Tet2 Loss Accelerates The Myeloproliferative Neoplasm (MPN) Phenotype Of Jak2V617F Knockin Mice But Is Insufficient To Cause Leukemic Transformation

TET2 mutations are early somatic events in the pathogenesis of acute myeloid leukemia (AML), myelodysplastic syndrome (MDS) and myeloproliferative neoplasms (MPN) and are one of the most common genetic lesions found in these diseases. In MPN, TET2 mutations are enriched within more advanced disease phenotypes such as myelofibrosis and leukemic transformation and often co-occur with the JAK2V617F mutation, which is present in the majority of MPN patients.
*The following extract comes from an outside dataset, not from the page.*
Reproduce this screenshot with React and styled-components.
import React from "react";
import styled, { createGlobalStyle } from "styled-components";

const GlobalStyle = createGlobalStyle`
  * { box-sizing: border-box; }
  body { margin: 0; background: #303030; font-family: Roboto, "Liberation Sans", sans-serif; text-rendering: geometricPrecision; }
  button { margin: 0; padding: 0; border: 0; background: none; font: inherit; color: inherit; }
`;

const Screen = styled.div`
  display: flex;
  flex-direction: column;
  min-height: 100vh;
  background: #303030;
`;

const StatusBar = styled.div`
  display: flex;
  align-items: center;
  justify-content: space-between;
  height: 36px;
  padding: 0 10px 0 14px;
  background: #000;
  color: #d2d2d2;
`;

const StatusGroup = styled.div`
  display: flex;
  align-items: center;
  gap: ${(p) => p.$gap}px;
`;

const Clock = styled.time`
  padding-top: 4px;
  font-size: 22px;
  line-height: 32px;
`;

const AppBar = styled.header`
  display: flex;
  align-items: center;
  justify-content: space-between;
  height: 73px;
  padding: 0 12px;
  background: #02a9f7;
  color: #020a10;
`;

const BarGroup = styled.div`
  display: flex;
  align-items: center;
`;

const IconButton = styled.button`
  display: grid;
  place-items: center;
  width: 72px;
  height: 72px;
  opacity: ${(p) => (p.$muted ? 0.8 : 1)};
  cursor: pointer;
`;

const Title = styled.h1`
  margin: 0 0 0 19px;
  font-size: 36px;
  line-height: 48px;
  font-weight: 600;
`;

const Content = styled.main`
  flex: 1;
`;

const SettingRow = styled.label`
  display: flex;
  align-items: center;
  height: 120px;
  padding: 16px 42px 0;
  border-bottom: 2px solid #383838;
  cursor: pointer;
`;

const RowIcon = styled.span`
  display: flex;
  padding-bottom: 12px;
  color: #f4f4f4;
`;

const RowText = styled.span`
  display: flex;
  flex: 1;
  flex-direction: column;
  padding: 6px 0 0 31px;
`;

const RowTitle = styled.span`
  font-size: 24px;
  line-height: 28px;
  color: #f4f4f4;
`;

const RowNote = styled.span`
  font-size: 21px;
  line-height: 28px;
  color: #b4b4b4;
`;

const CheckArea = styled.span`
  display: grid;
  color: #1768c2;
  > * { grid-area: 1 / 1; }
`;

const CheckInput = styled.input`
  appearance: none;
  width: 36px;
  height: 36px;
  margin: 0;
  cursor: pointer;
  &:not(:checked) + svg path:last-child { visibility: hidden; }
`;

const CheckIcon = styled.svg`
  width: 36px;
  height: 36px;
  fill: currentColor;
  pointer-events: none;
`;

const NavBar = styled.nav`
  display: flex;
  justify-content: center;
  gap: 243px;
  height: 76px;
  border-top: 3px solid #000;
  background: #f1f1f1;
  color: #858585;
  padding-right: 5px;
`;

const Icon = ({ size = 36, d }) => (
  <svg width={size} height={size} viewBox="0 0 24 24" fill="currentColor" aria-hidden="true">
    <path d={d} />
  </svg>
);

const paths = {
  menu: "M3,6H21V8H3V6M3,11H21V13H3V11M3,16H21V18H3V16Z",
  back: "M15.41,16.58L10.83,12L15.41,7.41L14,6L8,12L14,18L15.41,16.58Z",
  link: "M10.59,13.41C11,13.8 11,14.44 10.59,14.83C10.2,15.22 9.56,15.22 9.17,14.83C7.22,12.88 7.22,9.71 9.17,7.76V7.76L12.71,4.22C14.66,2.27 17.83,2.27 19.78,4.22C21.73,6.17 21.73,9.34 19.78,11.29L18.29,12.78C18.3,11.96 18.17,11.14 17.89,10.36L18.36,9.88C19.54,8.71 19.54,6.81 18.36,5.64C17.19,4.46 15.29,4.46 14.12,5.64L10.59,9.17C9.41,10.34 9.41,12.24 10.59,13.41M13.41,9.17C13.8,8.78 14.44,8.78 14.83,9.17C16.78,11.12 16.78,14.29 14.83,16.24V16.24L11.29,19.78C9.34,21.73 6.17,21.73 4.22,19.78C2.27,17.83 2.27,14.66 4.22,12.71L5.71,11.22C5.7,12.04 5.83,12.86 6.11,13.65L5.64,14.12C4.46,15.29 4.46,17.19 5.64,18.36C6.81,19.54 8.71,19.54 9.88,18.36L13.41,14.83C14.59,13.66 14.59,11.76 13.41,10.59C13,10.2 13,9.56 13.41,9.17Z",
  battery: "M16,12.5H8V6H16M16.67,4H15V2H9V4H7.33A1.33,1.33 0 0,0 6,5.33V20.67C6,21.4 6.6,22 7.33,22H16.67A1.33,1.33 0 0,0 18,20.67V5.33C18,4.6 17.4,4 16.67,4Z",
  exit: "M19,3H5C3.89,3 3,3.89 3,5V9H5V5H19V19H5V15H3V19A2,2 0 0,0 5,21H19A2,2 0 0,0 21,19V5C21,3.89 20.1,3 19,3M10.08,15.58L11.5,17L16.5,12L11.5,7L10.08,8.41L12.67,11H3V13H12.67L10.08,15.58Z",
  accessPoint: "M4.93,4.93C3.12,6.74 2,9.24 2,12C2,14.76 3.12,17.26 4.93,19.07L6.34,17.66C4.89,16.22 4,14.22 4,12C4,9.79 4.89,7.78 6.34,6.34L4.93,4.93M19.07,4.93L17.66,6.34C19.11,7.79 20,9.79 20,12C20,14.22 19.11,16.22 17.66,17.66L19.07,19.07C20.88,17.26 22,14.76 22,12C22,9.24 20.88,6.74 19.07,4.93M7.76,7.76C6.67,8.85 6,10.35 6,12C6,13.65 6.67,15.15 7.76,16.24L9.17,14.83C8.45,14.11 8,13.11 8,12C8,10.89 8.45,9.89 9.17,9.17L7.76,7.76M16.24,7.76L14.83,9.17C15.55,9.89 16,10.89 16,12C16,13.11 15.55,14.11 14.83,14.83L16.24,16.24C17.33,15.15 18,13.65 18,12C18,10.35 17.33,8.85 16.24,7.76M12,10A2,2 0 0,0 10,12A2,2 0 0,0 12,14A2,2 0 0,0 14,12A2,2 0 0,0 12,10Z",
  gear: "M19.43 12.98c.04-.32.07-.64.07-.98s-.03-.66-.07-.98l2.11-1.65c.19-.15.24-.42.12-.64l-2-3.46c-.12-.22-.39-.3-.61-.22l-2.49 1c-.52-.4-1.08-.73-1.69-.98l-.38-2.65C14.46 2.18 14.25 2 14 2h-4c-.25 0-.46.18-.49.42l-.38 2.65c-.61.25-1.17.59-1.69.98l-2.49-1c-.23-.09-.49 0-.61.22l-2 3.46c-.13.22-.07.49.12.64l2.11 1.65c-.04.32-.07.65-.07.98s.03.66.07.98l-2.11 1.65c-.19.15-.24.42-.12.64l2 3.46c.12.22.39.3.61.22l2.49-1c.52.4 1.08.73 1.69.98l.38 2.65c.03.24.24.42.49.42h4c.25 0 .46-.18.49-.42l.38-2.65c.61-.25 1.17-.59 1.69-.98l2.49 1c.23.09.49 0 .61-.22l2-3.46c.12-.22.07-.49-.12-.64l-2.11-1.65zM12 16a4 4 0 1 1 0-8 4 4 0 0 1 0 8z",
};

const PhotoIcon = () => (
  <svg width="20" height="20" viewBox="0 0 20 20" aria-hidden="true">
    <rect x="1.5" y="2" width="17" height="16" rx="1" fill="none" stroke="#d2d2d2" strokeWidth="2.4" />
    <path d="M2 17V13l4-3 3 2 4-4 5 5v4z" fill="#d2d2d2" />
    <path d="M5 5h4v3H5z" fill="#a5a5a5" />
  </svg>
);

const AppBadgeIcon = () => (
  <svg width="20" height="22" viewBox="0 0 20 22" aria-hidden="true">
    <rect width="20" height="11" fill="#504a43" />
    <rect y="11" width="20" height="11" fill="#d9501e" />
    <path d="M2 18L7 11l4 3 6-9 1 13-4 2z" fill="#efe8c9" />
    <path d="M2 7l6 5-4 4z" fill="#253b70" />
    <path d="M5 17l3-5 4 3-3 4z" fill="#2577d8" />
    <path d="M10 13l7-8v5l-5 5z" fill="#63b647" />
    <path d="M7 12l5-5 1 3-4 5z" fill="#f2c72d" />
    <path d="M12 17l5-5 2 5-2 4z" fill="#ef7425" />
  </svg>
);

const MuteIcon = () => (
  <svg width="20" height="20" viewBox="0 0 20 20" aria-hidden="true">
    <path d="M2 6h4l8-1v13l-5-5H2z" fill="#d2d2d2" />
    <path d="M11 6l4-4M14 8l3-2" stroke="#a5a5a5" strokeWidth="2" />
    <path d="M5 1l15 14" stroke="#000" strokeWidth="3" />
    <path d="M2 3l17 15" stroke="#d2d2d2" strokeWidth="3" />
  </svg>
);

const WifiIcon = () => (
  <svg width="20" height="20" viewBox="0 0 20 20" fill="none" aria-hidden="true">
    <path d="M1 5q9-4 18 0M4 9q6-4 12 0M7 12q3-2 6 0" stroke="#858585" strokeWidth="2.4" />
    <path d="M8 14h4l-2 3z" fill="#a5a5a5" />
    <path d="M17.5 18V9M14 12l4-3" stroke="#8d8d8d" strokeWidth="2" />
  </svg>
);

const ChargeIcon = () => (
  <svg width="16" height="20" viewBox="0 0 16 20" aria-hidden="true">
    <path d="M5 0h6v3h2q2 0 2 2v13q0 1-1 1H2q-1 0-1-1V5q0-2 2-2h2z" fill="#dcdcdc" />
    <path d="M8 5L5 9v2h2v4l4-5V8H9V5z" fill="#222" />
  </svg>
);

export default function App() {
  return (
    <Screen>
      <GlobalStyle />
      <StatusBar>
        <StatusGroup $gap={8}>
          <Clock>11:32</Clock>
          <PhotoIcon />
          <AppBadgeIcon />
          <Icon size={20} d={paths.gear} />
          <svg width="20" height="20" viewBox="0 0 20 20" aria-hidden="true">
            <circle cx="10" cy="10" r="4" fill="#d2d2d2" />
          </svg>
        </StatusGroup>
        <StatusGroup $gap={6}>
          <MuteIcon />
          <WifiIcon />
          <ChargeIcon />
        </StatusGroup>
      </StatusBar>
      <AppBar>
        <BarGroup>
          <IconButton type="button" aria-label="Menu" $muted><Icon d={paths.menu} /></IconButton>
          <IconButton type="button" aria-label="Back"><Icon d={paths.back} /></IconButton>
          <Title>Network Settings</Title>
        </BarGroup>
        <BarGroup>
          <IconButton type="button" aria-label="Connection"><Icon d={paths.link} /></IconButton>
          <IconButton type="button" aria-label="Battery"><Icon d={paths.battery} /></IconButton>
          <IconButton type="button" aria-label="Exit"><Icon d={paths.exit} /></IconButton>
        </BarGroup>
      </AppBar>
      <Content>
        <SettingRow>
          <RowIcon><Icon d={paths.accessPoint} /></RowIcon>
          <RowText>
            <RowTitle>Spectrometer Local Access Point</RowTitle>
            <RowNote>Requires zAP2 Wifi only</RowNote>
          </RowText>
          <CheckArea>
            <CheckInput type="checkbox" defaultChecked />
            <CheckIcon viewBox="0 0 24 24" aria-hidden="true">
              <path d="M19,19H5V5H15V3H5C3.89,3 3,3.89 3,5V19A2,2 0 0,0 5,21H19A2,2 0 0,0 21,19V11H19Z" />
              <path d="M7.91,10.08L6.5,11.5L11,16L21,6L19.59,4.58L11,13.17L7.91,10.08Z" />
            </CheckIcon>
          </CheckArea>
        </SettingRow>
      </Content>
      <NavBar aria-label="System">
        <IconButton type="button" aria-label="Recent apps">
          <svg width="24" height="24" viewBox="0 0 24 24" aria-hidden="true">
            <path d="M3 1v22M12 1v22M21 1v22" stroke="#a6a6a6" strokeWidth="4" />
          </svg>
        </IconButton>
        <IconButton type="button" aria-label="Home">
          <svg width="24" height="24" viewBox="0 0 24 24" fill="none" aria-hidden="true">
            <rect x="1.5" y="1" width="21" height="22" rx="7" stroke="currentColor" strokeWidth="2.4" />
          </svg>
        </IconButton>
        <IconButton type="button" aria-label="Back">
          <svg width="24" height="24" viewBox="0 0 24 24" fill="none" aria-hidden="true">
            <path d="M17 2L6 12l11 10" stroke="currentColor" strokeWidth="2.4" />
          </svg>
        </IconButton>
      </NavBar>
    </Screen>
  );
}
We have developed and characterized a Jak2V617F conditional knockin mouse (Jak2^VF/+), the phenotype of which closely recapitulates the features of human MPN. To determine the impact of Tet2 loss on Jak2V617F-mediated MPN, we crossed Tet2 conditional knockout mice with Jak2^VF/+ knockin and Vav-Cre transgenic mice and backcrossed the compound mutant animals. We then characterized the effects of heterozygous and homozygous loss of Tet2 on the phenotype of Jak2^VF/+ mice. We assessed peripheral blood counts, histopathology, hematopoietic differentiation using flow cytometry, colony formation and re-plating capacity. We also evaluated the effects of Tet2 loss on the transcriptome of the HSC compartment using gene expression microarrays and on HSC function using competitive bone marrow transplantation assays.
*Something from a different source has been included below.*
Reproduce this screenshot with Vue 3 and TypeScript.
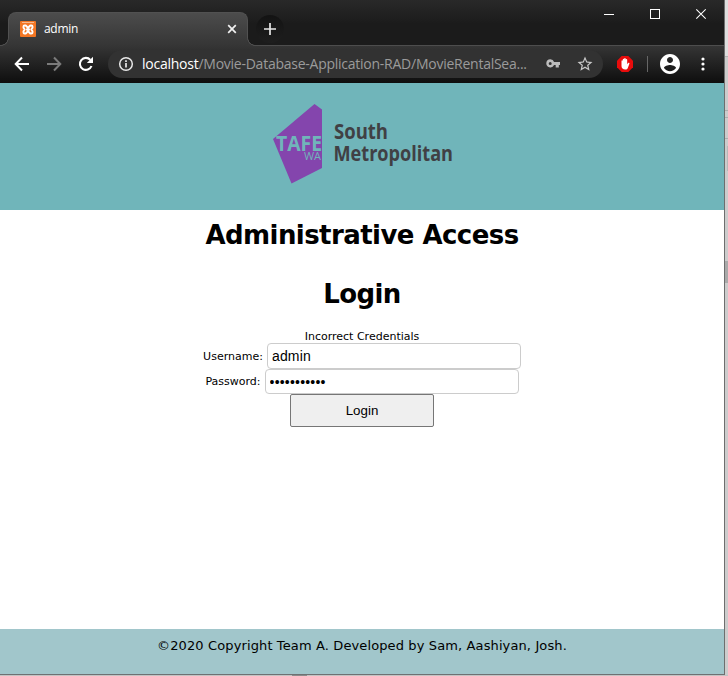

Similar to Jak2^VF/+/VavCre⁺ mice, Tet2^+/-/Jak2^VF/+/VavCre⁺ and Tet2^-/-/Jak2^VF/+/VavCre⁺ mice develop leukocytosis, elevated hematocrits (HCT) and thrombocytosis. Tet2^-/-/Jak2^VF/+/VavCre⁺ mice demonstrate enhanced leukocytosis and splenomegaly compared to the other groups. All groups demonstrate myeloid expansion, erythroid hyperplasia and megakaryocytic abnormalities consistent with MPN in the bone marrow and spleen, while more prominent myeloid expansion and megakaryocytic morphological abnormalities are observed in Tet2^-/-/Jak2^VF/+/VavCre⁺ mice as compared to the other groups. Notably, we do not see the development of acute myelogenous leukemia (AML) in Tet2^-/-/Jak2^VF/+/VavCre⁺ mice at 6 months. We see enhanced expansion of lineage^lowSca1⁺cKit^high (LSK) cells (enriched for HSC) most prominently in the spleens of Tet2^+/-/Jak2^VF/+/VavCre⁺ and Tet2^-/-/Jak2^VF/+/VavCre⁺ mice as compared to Jak2^VF/+/VavCre⁺ mice.

In colony forming assays, we find that Tet2^-/-/Jak2^VF/+/VavCre⁺ LSK cells have enhanced re-plating activity compared to Jak2^VF/+/VavCre⁺ LSK cells and that Tet2^-/-/Jak2^VF/+/VavCre⁺ LSK cells form more colonies that Tet2^-/-/Jak2^+/+/VavCre⁺ cells. Gene expression analysis demonstrates enrichment of a HSC self-renewal signature inTet2^-/-/Jak2^VF/+/VavCre⁺ LSK cells. Concordant with this, we find that Tet2^-/-/Jak2^VF/+/VavCre⁺ LSK cells have enhanced competitive repopulation at 16 weeks as compared to Jak2^VF/+/VavCre⁺ and Tet2^+/-/Jak2^VF/+/VavCre⁺ LSK cells.

In aggregate these findings demonstrate that Tet2 loss promotes disease progression in MPN but is insufficient to drive full leukemic transformation.